Generally, the maximum amount in money that a (re)insurer is willing to accept on an offer BUT

The premium income limit that a syndicate may accept in a year e.g. “Syndicate 9999’s Capacity this year is $1,000,000,000” = it can accept $1,000,000,000 of premium this year.

The inception date of the original insurance policy decides where a loss falls not the date of loss.
A reinsurance treaty or contract may be in force until the natural expiry of all policies issued or renewed by the insurance company during a specified contract period, normally one year.
e.g. A reinsurance contract from 1 January 20XX to 31 December 20XX.

If policies are issued for twelve months and a policy is issued on 31 December 20XX, then the 20XX underwriting year would be on risk for any claims falling on this policy even if they occur “next year”.

A term used on Proportional Treaties re how risk is (or is not) transferred from one year’s reinsurers to the next. In this case all premiums and claims applicable to policies incepting during “this” year are accounted to reinsurers in “this” year.
See also Portfolios, Clean cut, Accounts Year, Accident Year/Occurrence .

See Box

That part of an insurance or reinsurance premium attributable to the unexpired portion of a risk or risks at a particular point in time. The premium for the unexpired portion of risk is called the unearned premium.  There are various methods of calculating the unearned premium, pro rata (or per diem, daily, basis), 1/24ths (half a calendar month), 1/8ths (half a calendar quarter), 1/12ths (calendar month) or at a notional figure, e.g. 50%.

(Re)insurance protection arranged without a finite monetary limit e.g. Motor Third Party bodily injury in the U.K.

UTMOST GOOD FAITH (Uberrimae Fidei) A major concept in (re)insurance in many countries of the world. It goes back centuries to where the “Insurer knows nothing about a risk whilst the (re)insured knows (is assumed to know) everything”. Thus a (re)insurer would be expected to declare all  Material Facts to the underwriter and if they did not the (re)insurer would be entitled to avoid the contract. This has been seen as unfair on policy holders and possibly quite draconian.

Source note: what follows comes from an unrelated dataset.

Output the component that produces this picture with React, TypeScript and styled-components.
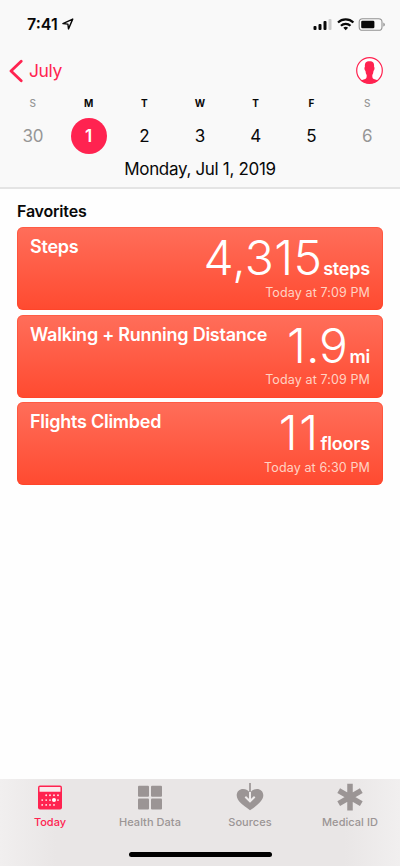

In the UK this principal was modified in 2016 basically insisting the (re)insurer needs to be very clear that they ask the Q’s that they want answers to, not relying on the (reinsured) to tell them.

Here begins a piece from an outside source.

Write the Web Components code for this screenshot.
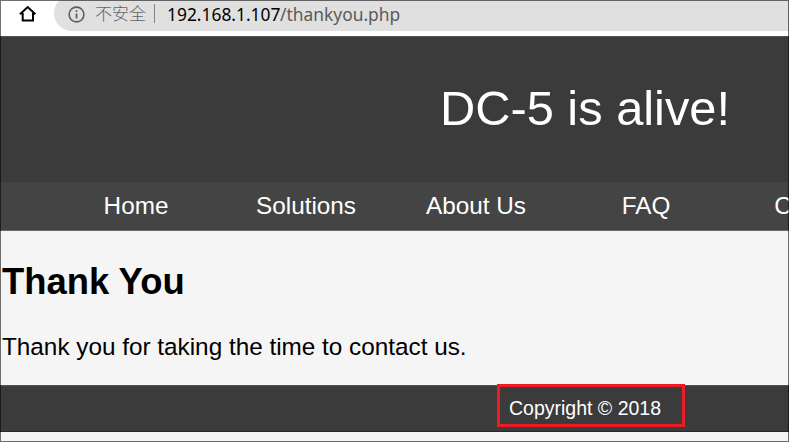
<!DOCTYPE html>
<html lang="en"><head><meta charset="utf-8"><title>DC-5 is alive!</title>
<style>html,body{margin:0;height:100%;overflow:hidden;font-family:"Liberation Sans",Arial,sans-serif}</style></head>
<body>
<browser-window>
<address-bar slot="bar" status="不安全"><span slot="host">192.168.1.107</span><span slot="path">/thankyou.php</span></address-bar>
<site-header>DC-5 is alive!</site-header>
<site-nav><nav-item>Home</nav-item><nav-item>Solutions</nav-item><nav-item>About Us</nav-item><nav-item>FAQ</nav-item><nav-item>Contact</nav-item></site-nav>
<page-content><span slot="title">Thank You</span>Thank you for taking the time to contact us.</page-content>
<site-footer>Copyright © 2018</site-footer>
</browser-window>
<script>
function define(name, html, setup) {
  customElements.define(name, class extends HTMLElement {
    constructor() {
      super();
      this.attachShadow({mode: 'open'}).innerHTML = html;
      if (setup) setup(this);
    }
  });
}
define('browser-window', `<style>
:host{display:block;position:relative;box-sizing:border-box;width:789px;height:442px;overflow:hidden;background:#f5f5f5}
.page{width:1170px}
.frame{position:absolute;inset:0;border:1px solid rgba(0,0,0,.56);pointer-events:none}
</style><slot name="bar"></slot><div class="page"><slot></slot></div><div class="frame"></div>`);
define('address-bar', `<style>
:host{display:flex;box-sizing:border-box;height:36px;background:#fff;padding-bottom:5px;overflow:hidden}
.home{width:20px;height:20px;margin:4px 16px 0 18px;flex:none}
.pill{flex:1;height:36px;margin-top:-5px;border-radius:18px 0 0 18px;background:#e0e0e0;display:flex;align-items:center;padding-left:14px;box-sizing:border-box;white-space:nowrap}
.info{width:17px;height:17px;margin-top:3px;flex:none}
.status{font:300 17px/24px "Noto Sans CJK SC",sans-serif;color:#5f6368;margin:0 0 0 10px;width:51px}
.sep{width:1px;height:19px;background:#858585;margin:1px 12px 0 8px}
.url{font:17.4px/24px "Noto Sans",sans-serif;color:#5a5a5a;margin-top:2px;display:flex}
.host{color:#000;width:113px}
</style>
<svg class="home" viewBox="0 0 20 20"><path d="M2 10.2 9.7 3l7.7 7.2M4.7 9v7.6H15V9" fill="none" stroke="#000" stroke-width="2"/></svg>
<div class="pill"><svg class="info" viewBox="0 0 17 17"><circle cx="8.5" cy="8.5" r="7.4" fill="none" stroke="#5c5c5c" stroke-width="1.6"/><path d="M8.5 7.5v5M8.5 4.3v1.8" stroke="#5c5c5c" stroke-width="1.7"/></svg>
<span class="status"></span><span class="sep"></span><span class="url"><span class="host"><slot name="host"></slot></span><slot name="path"></slot></span></div>`,
el => { el.shadowRoot.querySelector('.status').textContent = el.getAttribute('status'); });
define('site-header', `<style>
:host{display:flex;box-sizing:border-box;height:146px;padding-bottom:3px;justify-content:center;align-items:center;background:#3b3b3b;border-top:1px solid #535353;color:#fff;font-size:48.8px;line-height:56px}
</style><slot></slot>`);
define('site-nav', `<style>
:host{display:flex;box-sizing:border-box;height:49px;padding-left:51px;background:#444;border-bottom:1px solid #686868}
</style><slot></slot>`);
define('nav-item', `<style>
:host{display:flex;width:170px;justify-content:center;align-items:center;color:#fff;font-size:24.3px;line-height:28px}
</style><slot></slot>`);
define('page-content', `<style>
:host{display:block;box-sizing:border-box;height:154px;padding:30px 0 0 2px;background:#f5f5f5;color:#000}
h1{margin:0;font-size:36.4px;line-height:42px}
p{margin:30px 0 0;font-size:24.3px;line-height:28px}
</style><h1><slot name="title"></slot></h1><p><slot></slot></p>`);
define('site-footer', `<style>
:host{display:flex;box-sizing:border-box;height:47px;padding-bottom:1px;background:#3b3b3b;border-top:1px solid #535353;border-bottom:1px solid #282828;justify-content:center;align-items:center;color:#fff;font-size:19.5px;line-height:22px;position:relative}
.mark{position:absolute;left:497px;top:-2px;width:188px;height:43px;box-sizing:border-box;border:3px solid #ed1c24}
</style><slot></slot><div class="mark"></div>`);
</script></body></html>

A Quota Share Treaty where the amount ceded can vary depending on the Class of Risk

VERTICALISATON– See Non-Subscription Placement.


Words used by an underwriter to endeavour to ensure that at the point of accepting the risk (after inception of the contract) that they are not liable for any losses that have already occurred.



WARRANTY: A very strict condition in an insurance policy or reinsurance treaty or contract imposed by the insurer or reinsurer. A warranty states that something should or should not be done, or that a condition should be fulfilled. A warranty might also be confirmation or denial of a statement or a particular set of circumstances. There are legal remedies for breach of warranty.

WHOLE ACCOUNT (Reinsurance) A term used in reinsurance to reflect what classes are being covered by the specific reinsurance contract. Although the expression used is “Whole Account” in many cases this is not going to be strictly correct. It will NOT cover EVERY (whole) class underwritten. always essential to ask “What classes are covered or excluded.”

WHOLE LIFE A form of Life Assurance which pays out on the death of the Life Assured

WORKERS COMPENSATION:   (1) A schedule of benefits payable to an employee for injury, disability, dismemberment, or death as a result of occupational hazard. The payments are the responsibility of the employer. The limits would normally be imposed by Government. This is strict liability, if injured at work (or possibly on the way to work) $xx,xxx is to be paid see also Employers Liability
(2) Insurance agreeing to pay the Workers Compensation benefits required by law on behalf of the employer.

WORKING X/L (Reinsurance) Where reinsurers anticipate a regular flow of losses, might be referred to as a likely to work – have claims  e.g. Low Layer Per Risk X/L

The maximum amount an insurer or reinsurer is prepared to accept when accepting or writing a slip.
Signed Line Total lines on that slip might amount to more than 100%. In such a case the broker would sign down the placement so that the total of all lines equal 100% (or another agreed figure).
Signing down. The process of reducing down the Written Lines. There are two basic methodologies, With disproportionate signing and without disproportionate signing, with whichever version is to be used made clear on the placement slip. On a London Market Slip (MRC) this text should be in the Security Details Section. Unfortunately most brokers just show the text, not the heading.
With disproportionate signing – means that each (re)insurers share can be signed down in any way that the that the (re)insured chooses. In reality the Broker’s decision in many cases. e.g.40%, 40$, 40% = 40%, 35%, 25%
Without disproportionate signing means that each (re)insurers share will be signed down in equal proportions. e.g.33.34%, 33.33%, 33.33%.
Line to stand, Sign in Full is sometimes stated by the (re)insurer, meaning that they are requesting that their Written Line is left untouched when the Slip is signed down.

WRITTEN PREMIUM: That premium which is generated by risks issued or renewed within an identified period, normally an underwriting year. If an original policy is issued within that period, all premiums and claims are recorded in that same period, although certain premium movements and losses would occur long after the expiry of the period identified. In simple terms, everything is taken back to the period in which the original policy was issued (or renewed).